There is an undoubted air of ‘us and them’ about The Valve and the fact that it is often not apparent to the ‘hosts’ makes this worse; as I said elsewhere, it’s as if it’s an exclusive club.
The reasons you gave for the ‘choice’ of book, other than advertising for CUP, seemed to me to emphasise this.
You mean it’s inappropriate for people to pursue an interest in Trilling?
No, Bill, that’s not what I meant as well you know. To reiterate:
At first, I merely said I didn’t like the choice of Trilling but you can’t like everything so ‘c’est la vie’. You then chose to express The Valve’s reasons for the choice in terms which seemed to me rather exclusive and elitist, unfortunate traits which this blog often displays and this, I do think ‘inappropriate’.
Answered your question, Mr Benzon? Let me know if not, always happy to clarify.

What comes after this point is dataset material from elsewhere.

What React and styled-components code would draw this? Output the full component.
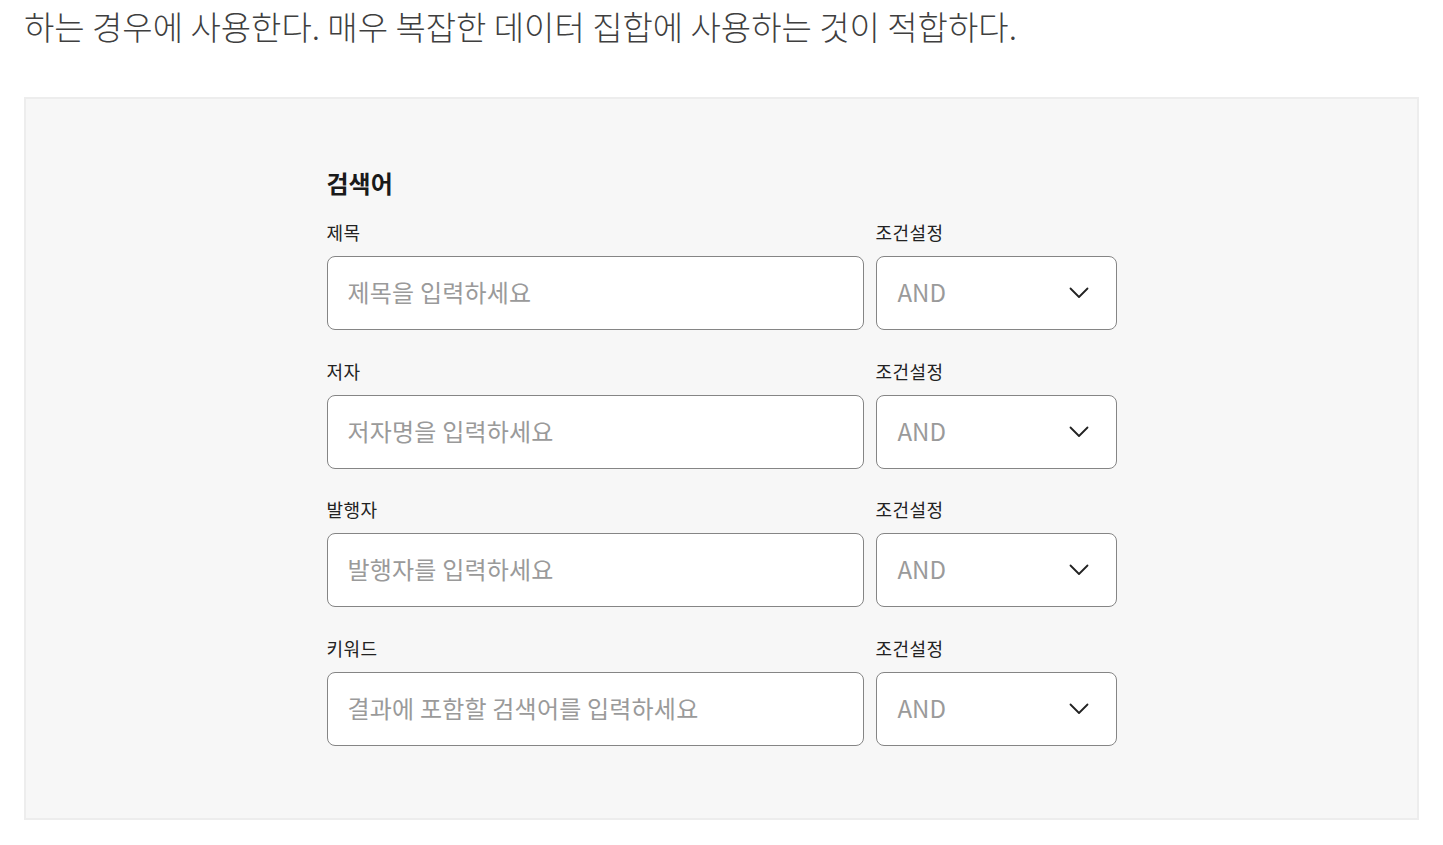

I don’t think there’s anything wrong with a Valve event on the Trilling book. It seems like a very minor work—an unfinished first draft of a novel from a famous critic who wrote one other novel that I’d never heard of—but Trilling is a long-standing Valve interest.
The CUP thing was of note because, review copies aside, it didn’t seem to me like the idea for a book event had ever been suggested by a non-blogger here before. And the previous book events (not reading groups) haven’t been novels; they’ve been critical works. That’s the kind of thing that seems OK to me because there’s already been Valve material about Trilling, but I hope that it doesn’t become a regularity.
The next Valve book event should be on Northrop Frye’s *Anatomy of Criticism* and/or Fredric Jameson’s *The Political Unconscious*. Will all of our interest in genre literature, why not more interest in the study of genre?
Or we could have a Valve Blues Book event, with Amanda Petrusch’s new book and Maryanne Somethingorother’s book *In Search of the Blues*, and we could have great fights about the authenticity and even existence of Delta blues. Maybe Sean Wilentz and Griel Marcus could guest moderate.
Or, best yet, let’s all read Korsi’s swift-boating of Obama.